Retry Logic Complexity: When a version conflict occurs, implementing a retry mechanism can become complicated. The application must decide whether to retry the operation, retrieve the latest state, or inform the user about the conflict.
Data Staleness: If you simply retry the operation without refreshing the data, you risk working with stale data, leading to potential loss of information or unintended consequences.
Versioning Management: Properly managing version numbers across concurrent operations can be cumbersome, especially as scalability increases.

Implementing Optimistic Locking in MongoDB

Let's delve into how to effectively implement optimistic locking in MongoDB, keeping in mind the retry challenges highlighted.

Step 1: Document Structure

First, you'll want to add a version field to your document schema. Here's an example using Mongoose, a popular ODM (Object Document Mapping) for MongoDB:

const mongoose = require('mongoose');

const userSchema = new mongoose.Schema({
  name: { type: String, required: true },
  age: { type: Number, required: true },
  version: { type: Number, default: 0 } // Added version field for optimistic locking
});

const User = mongoose.model('User', userSchema);

Step 2: Performing Updates with Version Check

When updating a document, you can use the following code. This ensures that the version field has not changed since the document was retrieved.
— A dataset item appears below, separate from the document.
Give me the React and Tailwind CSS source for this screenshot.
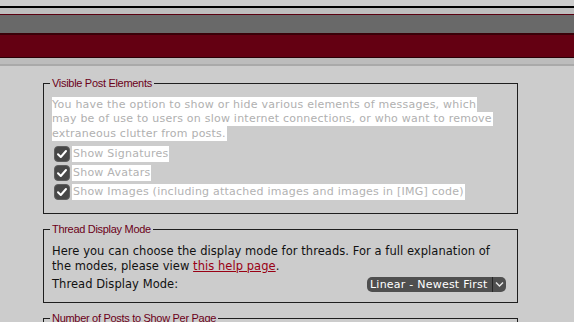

async function updateUser(userId, updatedData) {
  const session = await mongoose.startSession();
  session.startTransaction();
  
  try {
    // Step 1: Retrieve the user
    const user = await User.findById(userId).session(session);
  
    if (!user) {
      throw new Error('User not found');
    }

    // Step 2: Check the version
    const version = user.version;
    const versionedUpdate = await User.findOneAndUpdate(
      { _id: userId, version: version },
      { ...updatedData, version: version + 1 },
      { new: true, session }
    );

    // Step 3: If the update was successful, commit the transaction
    if (!versionedUpdate) {
      throw new Error('Version mismatch detected. Update failed.');
    }

    await session.commitTransaction();
    return versionedUpdate;
  
  } catch (error) {
    await session.abortTransaction();
    throw error;
  } finally {
    session.endSession();
  }
}

Explanation of the Code:

Starting a Session: This begins a new session for the transaction, ensuring that all operations are automatically rollback-able in the event of an error.
Retrieving the User: Before making updates, we must first retrieve the user. This allows us to capture the current version.
Version Check and Update: The findOneAndUpdate method checks both the user's ID and the current version before applying the update. If a version mismatch occurs, the operation will not succeed.
Transaction Handling: If the update is successful, the transaction is committed. Any errors cause the transaction to abort, keeping the database state consistent.

Step 3: Implementing Retry Logic

When a version conflict is detected, you may want to implement a retry strategy. Here’s an example using a simple back-off mechanism:

async function updateUserWithRetry(userId, updatedData, maxRetries = 5) {
  for (let attempt = 0; attempt < maxRetries; attempt++) {
    try {
      return await updateUser(userId, updatedData);
    } catch (error) {
      if (error.message.includes('Version mismatch detected')) {
        // Optional: Delay before retrying
        console.log(`Attempt ${attempt + 1} failed. Retrying...`);
        await new Promise(res => setTimeout(res, 100 * Math.pow(2, attempt))); // Exponential backoff
      } else {
        throw error; // Pass non-retriable error up the stack
      }
    }
  }

  throw new Error('Max retries exceeded.');
}

Explanation of the Retry Logic:

Looping Attempts: The function attempts to update the user document a defined number of times.
Error Handling: If a version mismatch error occurs, we wait before retrying (using exponential back-off) to allow for potential data convergence among concurrent operations.
Final Error Throwing: If all attempts fail, an error is thrown to inform the caller.

Key Takeaways

Optimistic locking can significantly enhance the performance and scalability of applications using MongoDB. However, it can introduce challenges, particularly surrounding retry logic and data integrity.

By structuring your documents wisely, implementing robust update methods with version checks, and carefully managing retries, you can mitigate these challenges effectively. Always be aware of the complexity brought on by concurrent data access, and ensure your application gracefully handles these scenarios.

For further reading on MongoDB and optimistic locking, consider checking out the official MongoDB documentation and Mongoose documentation.

With a thoughtful approach to optimistic locking, your applications can strike a balance between data integrity and performance, providing a better user experience.